Repeat the listing word for word. No pictures belong in the copy.

:: Raw data

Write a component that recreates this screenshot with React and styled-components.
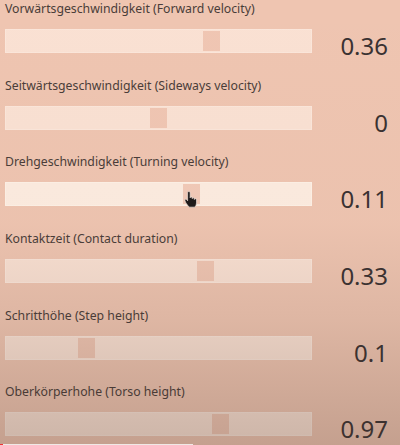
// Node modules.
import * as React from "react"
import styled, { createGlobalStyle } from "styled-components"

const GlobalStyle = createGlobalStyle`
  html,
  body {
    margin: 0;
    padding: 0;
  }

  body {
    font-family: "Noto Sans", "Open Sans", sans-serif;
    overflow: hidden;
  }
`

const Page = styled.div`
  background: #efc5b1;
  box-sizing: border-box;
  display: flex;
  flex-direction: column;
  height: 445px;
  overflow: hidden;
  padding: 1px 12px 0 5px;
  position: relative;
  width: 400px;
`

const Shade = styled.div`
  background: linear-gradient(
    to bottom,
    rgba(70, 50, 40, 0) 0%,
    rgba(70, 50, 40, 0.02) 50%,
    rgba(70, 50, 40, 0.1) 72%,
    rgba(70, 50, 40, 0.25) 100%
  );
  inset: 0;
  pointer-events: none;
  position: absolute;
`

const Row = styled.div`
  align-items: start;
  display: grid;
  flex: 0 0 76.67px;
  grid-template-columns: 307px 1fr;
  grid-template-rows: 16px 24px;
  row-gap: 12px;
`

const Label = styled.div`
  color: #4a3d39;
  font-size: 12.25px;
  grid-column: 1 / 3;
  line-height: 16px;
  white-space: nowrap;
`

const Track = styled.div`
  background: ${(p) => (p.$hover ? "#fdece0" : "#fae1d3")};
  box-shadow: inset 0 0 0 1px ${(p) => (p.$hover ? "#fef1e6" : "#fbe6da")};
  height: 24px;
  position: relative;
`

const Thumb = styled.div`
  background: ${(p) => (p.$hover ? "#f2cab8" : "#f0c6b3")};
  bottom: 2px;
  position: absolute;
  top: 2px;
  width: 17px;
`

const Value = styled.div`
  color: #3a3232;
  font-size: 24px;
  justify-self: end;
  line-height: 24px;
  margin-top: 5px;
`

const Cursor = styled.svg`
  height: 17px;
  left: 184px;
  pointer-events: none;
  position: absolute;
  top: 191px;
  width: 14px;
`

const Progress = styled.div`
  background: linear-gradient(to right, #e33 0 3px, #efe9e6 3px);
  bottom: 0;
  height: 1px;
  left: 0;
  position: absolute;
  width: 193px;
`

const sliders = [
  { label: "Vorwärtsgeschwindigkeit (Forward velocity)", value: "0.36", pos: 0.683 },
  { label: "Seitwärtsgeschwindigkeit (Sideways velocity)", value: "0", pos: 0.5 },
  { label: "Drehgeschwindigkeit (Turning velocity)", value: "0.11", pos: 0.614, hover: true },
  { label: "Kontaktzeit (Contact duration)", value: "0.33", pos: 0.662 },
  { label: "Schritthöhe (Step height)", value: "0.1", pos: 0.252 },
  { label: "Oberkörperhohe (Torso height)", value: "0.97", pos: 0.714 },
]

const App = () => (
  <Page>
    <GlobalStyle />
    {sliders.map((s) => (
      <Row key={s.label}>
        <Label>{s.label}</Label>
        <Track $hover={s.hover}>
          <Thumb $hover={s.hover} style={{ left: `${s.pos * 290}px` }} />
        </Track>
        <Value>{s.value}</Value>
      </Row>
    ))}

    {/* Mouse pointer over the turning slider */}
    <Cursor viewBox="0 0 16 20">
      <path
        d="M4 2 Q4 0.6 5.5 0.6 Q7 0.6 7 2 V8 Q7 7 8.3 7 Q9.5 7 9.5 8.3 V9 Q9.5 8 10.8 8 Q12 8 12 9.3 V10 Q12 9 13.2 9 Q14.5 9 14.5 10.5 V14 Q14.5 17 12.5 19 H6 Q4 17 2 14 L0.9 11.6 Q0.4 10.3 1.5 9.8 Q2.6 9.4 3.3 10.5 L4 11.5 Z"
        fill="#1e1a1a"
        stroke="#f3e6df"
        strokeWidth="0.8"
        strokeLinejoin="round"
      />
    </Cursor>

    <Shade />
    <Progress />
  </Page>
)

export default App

::::

Solution:
Write a component that recreates this screenshot with React and styled-components.
// Node modules.
import * as React from "react"
import styled, { createGlobalStyle } from "styled-components"

const GlobalStyle = createGlobalStyle`
  html,
  body {
    margin: 0;
    padding: 0;
  }

  body {
    font-family: "Noto Sans", "Open Sans", sans-serif;
    overflow: hidden;
  }
`

const Page = styled.div`
  background: #efc5b1;
  box-sizing: border-box;
  display: flex;
  flex-direction: column;
  height: 445px;
  overflow: hidden;
  padding: 1px 12px 0 5px;
  position: relative;
  width: 400px;
`

const Shade = styled.div`
  background: linear-gradient(
    to bottom,
    rgba(70, 50, 40, 0) 0%,
    rgba(70, 50, 40, 0.02) 50%,
    rgba(70, 50, 40, 0.1) 72%,
    rgba(70, 50, 40, 0.25) 100%
  );
  inset: 0;
  pointer-events: none;
  position: absolute;
`

const Row = styled.div`
  align-items: start;
  display: grid;
  flex: 0 0 76.67px;
  grid-template-columns: 307px 1fr;
  grid-template-rows: 16px 24px;
  row-gap: 12px;
`

const Label = styled.div`
  color: #4a3d39;
  font-size: 12.25px;
  grid-column: 1 / 3;
  line-height: 16px;
  white-space: nowrap;
`

const Track = styled.div`
  background: ${(p) => (p.$hover ? "#fdece0" : "#fae1d3")};
  box-shadow: inset 0 0 0 1px ${(p) => (p.$hover ? "#fef1e6" : "#fbe6da")};
  height: 24px;
  position: relative;
`

const Thumb = styled.div`
  background: ${(p) => (p.$hover ? "#f2cab8" : "#f0c6b3")};
  bottom: 2px;
  position: absolute;
  top: 2px;
  width: 17px;
`

const Value = styled.div`
  color: #3a3232;
  font-size: 24px;
  justify-self: end;
  line-height: 24px;
  margin-top: 5px;
`

const Cursor = styled.svg`
  height: 17px;
  left: 184px;
  pointer-events: none;
  position: absolute;
  top: 191px;
  width: 14px;
`

const Progress = styled.div`
  background: linear-gradient(to right, #e33 0 3px, #efe9e6 3px);
  bottom: 0;
  height: 1px;
  left: 0;
  position: absolute;
  width: 193px;
`

const sliders = [
  { label: "Vorwärtsgeschwindigkeit (Forward velocity)", value: "0.36", pos: 0.683 },
  { label: "Seitwärtsgeschwindigkeit (Sideways velocity)", value: "0", pos: 0.5 },
  { label: "Drehgeschwindigkeit (Turning velocity)", value: "0.11", pos: 0.614, hover: true },
  { label: "Kontaktzeit (Contact duration)", value: "0.33", pos: 0.662 },
  { label: "Schritthöhe (Step height)", value: "0.1", pos: 0.252 },
  { label: "Oberkörperhohe (Torso height)", value: "0.97", pos: 0.714 },
]

const App = () => (
  <Page>
    <GlobalStyle />
    {sliders.map((s) => (
      <Row key={s.label}>
        <Label>{s.label}</Label>
        <Track $hover={s.hover}>
          <Thumb $hover={s.hover} style={{ left: `${s.pos * 290}px` }} />
        </Track>
        <Value>{s.value}</Value>
      </Row>
    ))}

    {/* Mouse pointer over the turning slider */}
    <Cursor viewBox="0 0 16 20">
      <path
        d="M4 2 Q4 0.6 5.5 0.6 Q7 0.6 7 2 V8 Q7 7 8.3 7 Q9.5 7 9.5 8.3 V9 Q9.5 8 10.8 8 Q12 8 12 9.3 V10 Q12 9 13.2 9 Q14.5 9 14.5 10.5 V14 Q14.5 17 12.5 19 H6 Q4 17 2 14 L0.9 11.6 Q0.4 10.3 1.5 9.8 Q2.6 9.4 3.3 10.5 L4 11.5 Z"
        fill="#1e1a1a"
        stroke="#f3e6df"
        strokeWidth="0.8"
        strokeLinejoin="round"
      />
    </Cursor>

    <Shade />
    <Progress />
  </Page>
)

export default App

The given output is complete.